**Task objective**
Look below and pull out each line with the word "screenshot".

**Task data**

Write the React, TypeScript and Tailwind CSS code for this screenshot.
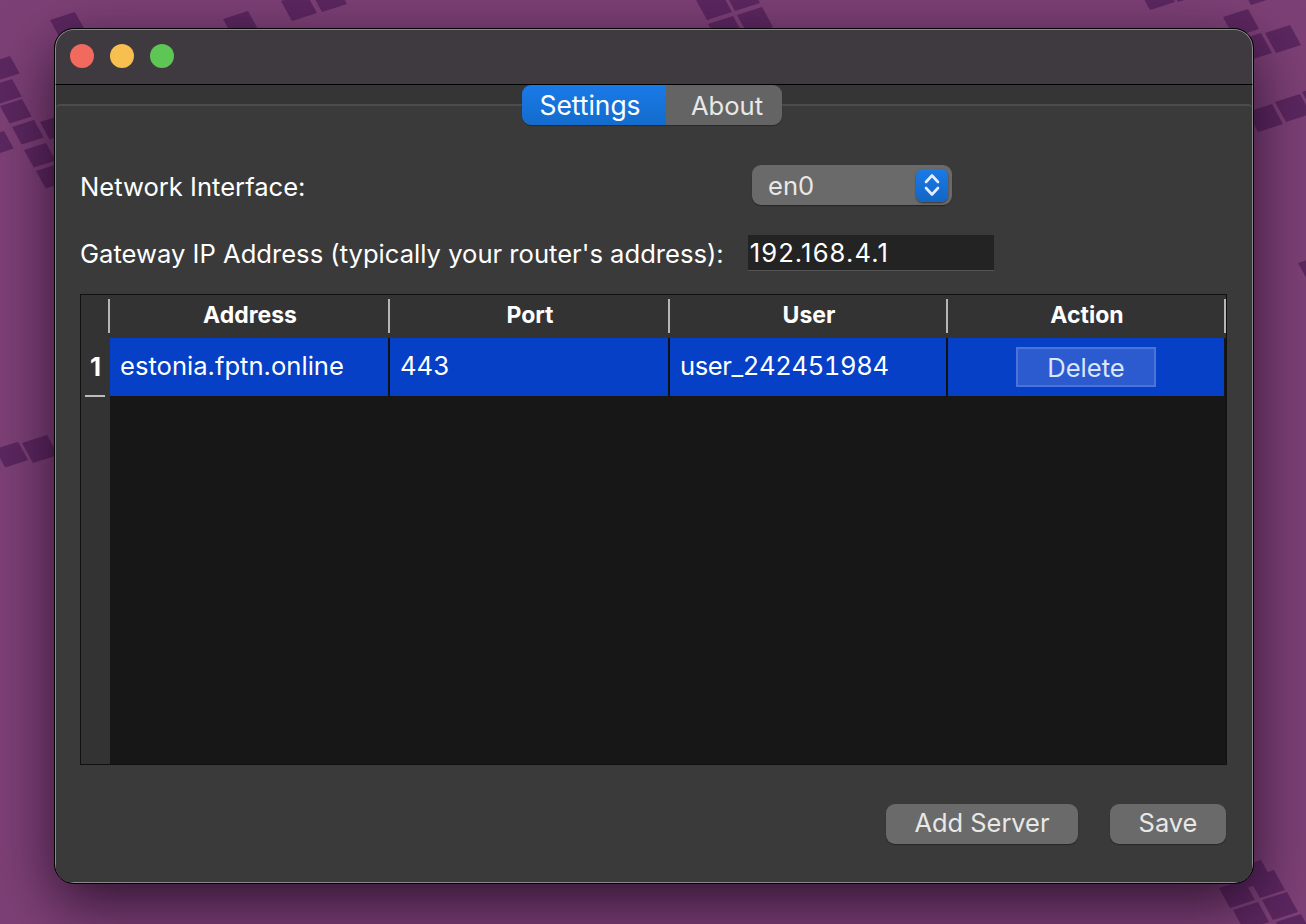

==

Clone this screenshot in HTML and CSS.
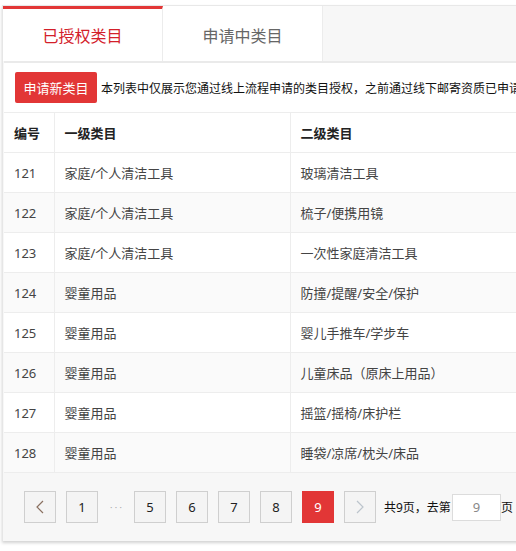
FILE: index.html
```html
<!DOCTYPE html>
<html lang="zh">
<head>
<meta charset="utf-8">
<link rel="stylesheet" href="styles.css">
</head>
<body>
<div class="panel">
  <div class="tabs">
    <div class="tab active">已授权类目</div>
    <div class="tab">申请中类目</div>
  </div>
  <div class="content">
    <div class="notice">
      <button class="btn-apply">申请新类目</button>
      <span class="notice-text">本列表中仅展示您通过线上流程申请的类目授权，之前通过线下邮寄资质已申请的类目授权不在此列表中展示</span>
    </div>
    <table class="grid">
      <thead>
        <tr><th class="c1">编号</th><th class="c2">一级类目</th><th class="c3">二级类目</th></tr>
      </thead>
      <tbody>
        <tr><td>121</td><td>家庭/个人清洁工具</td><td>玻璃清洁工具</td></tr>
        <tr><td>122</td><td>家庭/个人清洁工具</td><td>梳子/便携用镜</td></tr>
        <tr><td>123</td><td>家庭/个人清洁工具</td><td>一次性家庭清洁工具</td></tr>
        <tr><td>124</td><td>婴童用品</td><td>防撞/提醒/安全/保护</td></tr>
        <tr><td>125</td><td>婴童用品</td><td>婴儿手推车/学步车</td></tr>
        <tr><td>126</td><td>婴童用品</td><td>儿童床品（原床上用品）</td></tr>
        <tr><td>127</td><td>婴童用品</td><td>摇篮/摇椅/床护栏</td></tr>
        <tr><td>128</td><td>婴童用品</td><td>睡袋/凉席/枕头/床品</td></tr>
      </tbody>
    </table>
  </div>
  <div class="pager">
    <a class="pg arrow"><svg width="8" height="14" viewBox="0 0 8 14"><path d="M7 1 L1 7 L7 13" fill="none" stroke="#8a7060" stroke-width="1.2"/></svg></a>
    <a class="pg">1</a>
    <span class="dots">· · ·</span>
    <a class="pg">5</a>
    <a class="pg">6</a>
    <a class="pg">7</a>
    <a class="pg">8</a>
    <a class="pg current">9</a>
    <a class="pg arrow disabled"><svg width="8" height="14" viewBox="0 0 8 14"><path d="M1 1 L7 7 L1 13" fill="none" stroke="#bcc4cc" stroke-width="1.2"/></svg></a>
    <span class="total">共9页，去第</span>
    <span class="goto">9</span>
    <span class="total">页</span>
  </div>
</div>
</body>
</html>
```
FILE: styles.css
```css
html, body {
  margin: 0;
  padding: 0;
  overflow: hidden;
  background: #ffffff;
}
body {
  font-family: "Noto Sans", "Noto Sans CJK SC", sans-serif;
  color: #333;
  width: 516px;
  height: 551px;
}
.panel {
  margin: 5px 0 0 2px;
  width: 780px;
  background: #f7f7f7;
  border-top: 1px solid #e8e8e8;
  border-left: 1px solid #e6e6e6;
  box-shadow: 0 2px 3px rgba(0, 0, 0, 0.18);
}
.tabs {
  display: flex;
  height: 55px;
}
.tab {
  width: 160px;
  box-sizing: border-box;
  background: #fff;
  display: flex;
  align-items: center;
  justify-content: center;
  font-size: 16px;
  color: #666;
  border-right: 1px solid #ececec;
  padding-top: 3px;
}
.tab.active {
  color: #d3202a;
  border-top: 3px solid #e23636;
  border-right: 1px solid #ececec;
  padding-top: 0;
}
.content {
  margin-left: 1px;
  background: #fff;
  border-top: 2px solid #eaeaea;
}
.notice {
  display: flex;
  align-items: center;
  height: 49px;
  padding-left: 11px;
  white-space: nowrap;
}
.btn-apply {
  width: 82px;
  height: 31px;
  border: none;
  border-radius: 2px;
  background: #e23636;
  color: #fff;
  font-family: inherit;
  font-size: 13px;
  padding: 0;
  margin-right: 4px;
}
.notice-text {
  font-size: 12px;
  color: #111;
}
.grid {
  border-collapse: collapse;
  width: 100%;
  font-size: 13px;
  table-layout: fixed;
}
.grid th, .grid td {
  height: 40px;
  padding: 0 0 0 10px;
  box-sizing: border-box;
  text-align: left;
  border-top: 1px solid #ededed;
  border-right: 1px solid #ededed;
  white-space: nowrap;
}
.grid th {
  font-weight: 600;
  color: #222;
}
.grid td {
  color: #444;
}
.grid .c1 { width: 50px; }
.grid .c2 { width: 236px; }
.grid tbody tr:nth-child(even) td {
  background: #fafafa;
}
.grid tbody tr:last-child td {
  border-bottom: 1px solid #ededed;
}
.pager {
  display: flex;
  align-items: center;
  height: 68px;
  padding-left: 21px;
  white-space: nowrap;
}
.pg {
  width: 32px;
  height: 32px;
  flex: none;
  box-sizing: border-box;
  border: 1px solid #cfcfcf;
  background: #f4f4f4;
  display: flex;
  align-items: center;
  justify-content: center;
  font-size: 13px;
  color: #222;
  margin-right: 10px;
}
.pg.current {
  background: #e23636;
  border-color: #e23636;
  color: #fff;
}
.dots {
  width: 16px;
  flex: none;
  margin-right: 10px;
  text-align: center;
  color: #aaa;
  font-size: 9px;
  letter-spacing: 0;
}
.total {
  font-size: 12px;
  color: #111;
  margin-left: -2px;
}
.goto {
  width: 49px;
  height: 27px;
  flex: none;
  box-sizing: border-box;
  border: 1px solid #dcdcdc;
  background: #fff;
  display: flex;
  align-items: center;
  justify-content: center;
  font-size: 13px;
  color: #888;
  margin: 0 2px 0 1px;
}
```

**Answer below**
Write the React, TypeScript and Tailwind CSS code for this screenshot.
Clone this screenshot in HTML and CSS.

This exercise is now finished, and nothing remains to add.